Aligned with Historians
As it happened, the researchers found that their measures of patent quality based on textual analysis correlated quite well with the other measures — strong evidence that their phrase-based approach is reliable.
They also found that their top-ranked patents synced up well with the assessments of historians. Looking at a much-cited list of the 110 most important American patents up through the early 1960s, the researchers found that 40% ranked in the top 10% by their own measure of importance.
Many of the most legendary American inventions ranked in the top 1% of the new measure. These included some obvious ones, such as Thomas Edison’s electric light, Alexander Graham Bell’s telephone, and Wright’s airplane. But they also included less-remembered breakthroughs, such as the safety pin and Gail Borden’s invention of condensed milk.

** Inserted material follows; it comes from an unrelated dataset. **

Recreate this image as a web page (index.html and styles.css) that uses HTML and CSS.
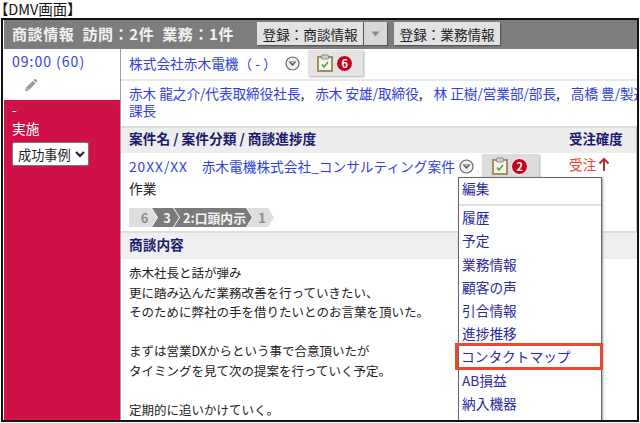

Just slightly lower down the list, but still within the top 10%: Philo T. Farnsworth’s patent for the television, Edwin Armstrong’s FM radio, and Robert Noyce’s semiconductor.
The researchers also found evidence that technology innovation spurs economic productivity in a way that makes quantitative sense. That may sound obvious, but previous studies found it difficult to predict productivity using different metrics of technological innovation. The reason, says Seru, is that, unlike earlier studies, the textual based metric potentially enables researchers to filter out a cleaner measure of technological innovation — especially breakthrough innovations.
The big news, says Seru, is that the new way of ranking important inventions appears to be accurate and sets the stage for deeper understanding of the conditions in which real innovation can thrive.